Pourquoi le repli sur soi des Américains serait une catastrophe

Publié le 19/11/2016 à 09:00

Pourquoi le repli sur soi des Américains serait une catastrophe

Publié le 19/11/2016 à 09:00

Le superhéros Capitaine America. (Source photo: Paramount Pictures)

ANALYSE GÉOPOLITIQUE - L'élection de Donald Trump à la tête des États-Unis marque une rupture dans l'histoire de l'après-guerre. Sa victoire pourrait signifier un repli de la première puissance sur elle-même et un retour à un certain isolationnisme américain.

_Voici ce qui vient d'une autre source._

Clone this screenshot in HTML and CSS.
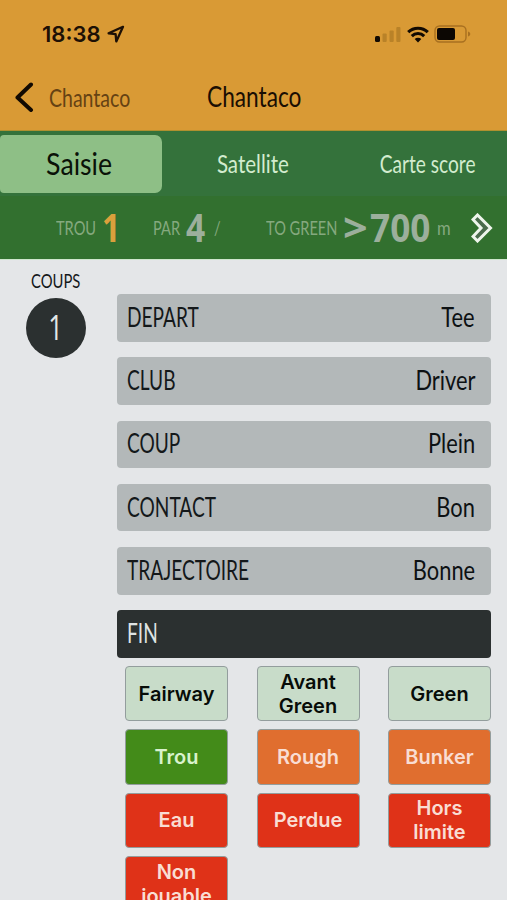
FILE: index.html
```
<!DOCTYPE html>
<html lang="fr">
<head>
  <meta charset="UTF-8">
  <title>Chantaco</title>
  <link rel="stylesheet" href="styles.css">
</head>
<body>

  <header>
    <div class="status">
      <span class="time">18:38</span>
      <svg class="location" width="18" height="18" viewBox="0 0 18 18"><path d="M16 1.800 1.600 8.300l7 .9.700 7.200z" fill="none" stroke="#1d1005" stroke-width="2.300" stroke-linejoin="round"/></svg>
      <svg class="signal" width="26" height="17" viewBox="0 0 26 17">
        <rect x="0" y="10" width="5" height="6" rx="1.500" fill="#120a02"/>
        <rect x="7.500" y="7.500" width="4.200" height="8.500" rx="1" fill="#b98228"/>
        <rect x="14.500" y="4.500" width="4.200" height="11.500" rx="1" fill="#b98228"/>
        <rect x="21.300" y="1" width="4.200" height="15" rx="1" fill="#b98228"/>
      </svg>
      <svg class="wifi" width="22" height="17" viewBox="0 0 22 17" fill="none" stroke="#120a02" stroke-width="3.100">
        <path d="M1.200 6.200a14 14 0 0 1 19.600 0M4.800 10.100a8.800 8.800 0 0 1 12.400 0"/>
        <path d="M11 16.500 7.700 13.100a4.700 4.700 0 0 1 6.600 0z" fill="#120a02" stroke="none"/>
      </svg>
      <svg class="battery" width="37" height="18" viewBox="0 0 37 18">
        <rect x="1" y="1" width="31" height="16" rx="4.500" fill="none" stroke="#a87020" stroke-width="1.400"/>
        <rect x="3" y="3" width="18" height="12" rx="2" fill="#0c0703"/>
        <path d="M34 6.500c3 1 3 4 0 5z" fill="#a87020"/>
      </svg>
    </div>
    <div class="nav">
      <svg class="back" width="19" height="30" viewBox="0 0 19 30"><path d="M16 2.500 2.500 15.500 16 28" fill="none" stroke="#120a02" stroke-width="4" stroke-linecap="round" stroke-linejoin="round"/></svg>
      <span class="narrow back-label">Chantaco</span>
      <span class="narrow title">Chantaco</span>
    </div>
  </header>

  <div class="tabs">
    <div class="tab active"><span class="narrow">Saisie</span></div>
    <div class="tab"><span class="narrow">Satellite</span></div>
    <div class="tab last"><span class="narrow">Carte score</span></div>
  </div>

  <div class="hole">
    <span class="narrow label trou">TROU</span>
    <span class="narrow number current">1</span>
    <span class="narrow label par">PAR</span>
    <span class="narrow number four">4</span>
    <span class="narrow label slash">/</span>
    <span class="narrow label to-green">TO GREEN</span>
    <span class="narrow number more">&gt;</span>
    <span class="narrow number distance">700</span>
    <span class="narrow label unit">m</span>
    <svg class="next" width="22" height="30" viewBox="0 0 22 30"><path d="M2 6.500 6.500 2 19.500 15 6.500 28 2 23.500 10 15z" fill="#4a6b4c" stroke="#eef5ec" stroke-width="3"/></svg>
  </div>

  <main>
    <div class="shots">
      <span class="narrow shots-label">COUPS</span>
      <div class="circle"><span class="narrow">1</span></div>
    </div>
    <div class="form">
      <div class="row"><span class="narrow key">DEPART</span><span class="narrow value">Tee</span></div>
      <div class="row"><span class="narrow key">CLUB</span><span class="narrow value">Driver</span></div>
      <div class="row"><span class="narrow key">COUP</span><span class="narrow value">Plein</span></div>
      <div class="row"><span class="narrow key">CONTACT</span><span class="narrow value">Bon</span></div>
      <div class="row"><span class="narrow key">TRAJECTOIRE</span><span class="narrow value">Bonne</span></div>
      <div class="row dark"><span class="narrow key">FIN</span></div>
      <div class="choices">
        <button class="light">Fairway</button>
        <button class="light">Avant<br>Green</button>
        <button class="light">Green</button>
        <button class="green">Trou</button>
        <button class="orange">Rough</button>
        <button class="orange">Bunker</button>
        <button class="red">Eau</button>
        <button class="red">Perdue</button>
        <button class="red">Hors<br>limite</button>
        <button class="red">Non<br>jouable</button>
      </div>
    </div>
  </main>

</body>
</html>
```
FILE: styles.css
```
* {
  box-sizing: border-box;
}
body {
  margin: 0;
  height: 900px;
  overflow: hidden;
  background: #e4e6e8;
  font-family: Lato, sans-serif;
  color: #14181a;
}
svg {
  flex: none;
  display: block;
}
/* condensed lettering */
.narrow {
  display: inline-block;
  white-space: nowrap;
  transform: scaleX(0.76);
  transform-origin: left center;
}
header {
  height: 131px;
  background: #d99a35;
  border-bottom: 1px solid #b0902f;
}
.status {
  display: flex;
  height: 68px;
  align-items: center;
  padding-left: 42px;
}
.time {
  width: 65px;
  font: 600 22px/30px Inter, sans-serif;
  color: #1d1005;
}
.signal {
  margin-left: 250px;
}
.wifi {
  margin-left: 6px;
}
.battery {
  margin-left: 5px;
}
.nav {
  display: flex;
  height: 57px;
  align-items: center;
  padding-left: 15px;
}
.back-label {
  width: 158px;
  margin-left: 15px;
  font-size: 25px;
  color: #654213;
  transform: scaleX(0.78);
}
.title {
  margin-bottom: 2px;
  font-size: 28px;
  color: #1a0e03;
  transform: scaleX(0.81);
}
.tabs {
  display: flex;
  height: 65px;
  padding: 4px 0 3px;
  background: #34723b;
}
.tab {
  flex: 0 0 181px;
  display: flex;
  align-items: center;
  justify-content: center;
  padding-bottom: 2px;
  font-size: 25px;
  color: #d3eccf;
}
.tab .narrow {
  transform: scaleX(0.82);
  transform-origin: center;
}
.active {
  flex-basis: 162px;
  padding-right: 4px;
  border-radius: 4px 7px 7px 4px;
  background: #8ebf86;
  font-size: 30px;
  color: #0a1208;
}
.active .narrow {
  transform: scaleX(0.89);
}
.last {
  flex-basis: 164px;
  padding-left: 6px;
}
.last .narrow {
  transform: scaleX(0.765);
}
.hole {
  display: flex;
  height: 64px;
  align-items: center;
  padding: 0 0 2px 56px;
  background: #32702f;
  border-bottom: 1px solid #cfe6cd;
}
.label {
  flex: none;
  font-size: 20px;
  color: #85a97f;
  transform: scaleX(0.73);
}
.number {
  flex: none;
  font: 700 40px/60px "Open Sans", sans-serif;
  color: #9caf9c;
}
.trou {
  width: 46px;
}
.current {
  width: 51px;
  color: #dba03c;
  transform: scaleX(0.8);
}
.par {
  width: 33px;
}
.four {
  width: 28px;
  transform: scaleX(0.84);
}
.slash {
  width: 52px;
}
.to-green {
  width: 77px;
}
.more {
  width: 27px;
  transform: scaleX(1.08);
}
.distance {
  width: 67px;
  transform: scaleX(0.88);
}
.unit {
  width: 34px;
  transform: scaleX(0.83);
}
.next {
  margin-top: 2px;
}
main {
  display: flex;
}
.shots {
  width: 117px;
  padding: 8px 0 0 26px;
}
.shots-label {
  margin-left: 5px;
  font-size: 20px;
  line-height: 24px;
  transform: scaleX(0.74);
}
.circle {
  display: flex;
  width: 60px;
  height: 60px;
  margin-top: 6px;
  align-items: center;
  justify-content: center;
  border-radius: 50%;
  background: #2b3030;
  font: 34px/60px "Open Sans", sans-serif;
  color: #e4e8e8;
}
.circle .narrow {
  margin-bottom: 3px;
  transform-origin: center;
}
.form {
  width: 374px;
  padding-top: 34px;
}
.row {
  display: flex;
  height: 47.500px;
  margin-bottom: 15.800px;
  padding: 0 16px 2px 10px;
  align-items: center;
  justify-content: space-between;
  border-radius: 4px;
  background: #b3b8b9;
  font-size: 26px;
}
.key {
  transform: scaleX(0.735);
}
.value {
  transform: scaleX(0.84);
  transform-origin: right center;
  color: #0d1113;
}
.dark {
  margin-bottom: 8px;
  background: #2b3030;
  color: #dfe3e3;
}
.choices {
  display: grid;
  grid-template-columns: repeat(3, 103px);
  grid-auto-rows: 55.300px;
  gap: 8px 28.500px;
  padding-left: 8px;
}
button {
  padding: 0;
  border: 1.500px solid #939d9d;
  border-radius: 4px;
  font: 600 20px/24px Inter, sans-serif;
  color: #f9ddd3;
}
.light {
  background: #c8dcc9;
  color: #070c08;
}
.green {
  background: #438b19;
  color: #d9f2cd;
}
.orange {
  background: #e06e2f;
}
.red {
  background: #df3218;
}
```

En décembre 1941, l'entrée en guerre des États-Unis contre le Japon et l'Allemagne nazie a marqué un tournant majeur dans l'histoire. Les Américains ont réussi à vaincre ces deux dictatures meurtrières et à créer un nouvel ordre mondial, la pax americana.

Mais, aujourd'hui, ce système risque de s'affaiblir en raison de l'élection de Donald Trump.

Pour la première fois depuis 1945, un président américain ne se présente plus comme le leader du monde libre, qui défend les idéaux démocratiques, comme l'ont été par exemple John F. Kennedy et Ronald Reagan (qui ont quand même eu, tous les deux, des politiques controversées à l'étranger).

Ainsi, la présidence Trump semble être annonciatrice d'une politique étrangère où seuls les intérêts vitaux des États-Unis primeraient au détriment des intérêts de ses alliés et de la stabilité mondiale, craignent des spécialistes.

Par exemple, durant la campagne présidentielle, Trump a suggéré que l'engagement des États-Unis à défendre ses alliés, tel que prévu par l'OTAN (l'alliance militaire comprenant 28 pays occidentaux et la Turquie) pourrait être conditionnel.

La fin du «Un pour tous, tous pour un »?

Interrogé par le New York Times à savoir s'il défendrait les pays baltes contre la Russie, il a déclaré: «S'ils remplissent leurs obligations envers nous, la réponse est oui», déplorant le fait que certains pays ratent la cible de dépenses militaires de l'OTAN, soit 2% de leur PIB.

Cette approche est en totale rupture avec la philosophie de l'alliance militaire fondée en 1949 pour contrer l'Union soviétique en Europe. Cette philosophie repose depuis toujours sur le principe popularisé par les Trois mousquetaires d'Alexandre Dumas du «Un pour tous, tous pour un», et ce, sans condition.

Il va sans dire que durant la campagne présidentielle, la position de Donald Trump a créé une onde de choc en Europe, au premier chef dans les pays baltes. Ces derniers s'inquiètent d'une possible ingérence de la Russie, comme Moscou l'a fait en Ukraine.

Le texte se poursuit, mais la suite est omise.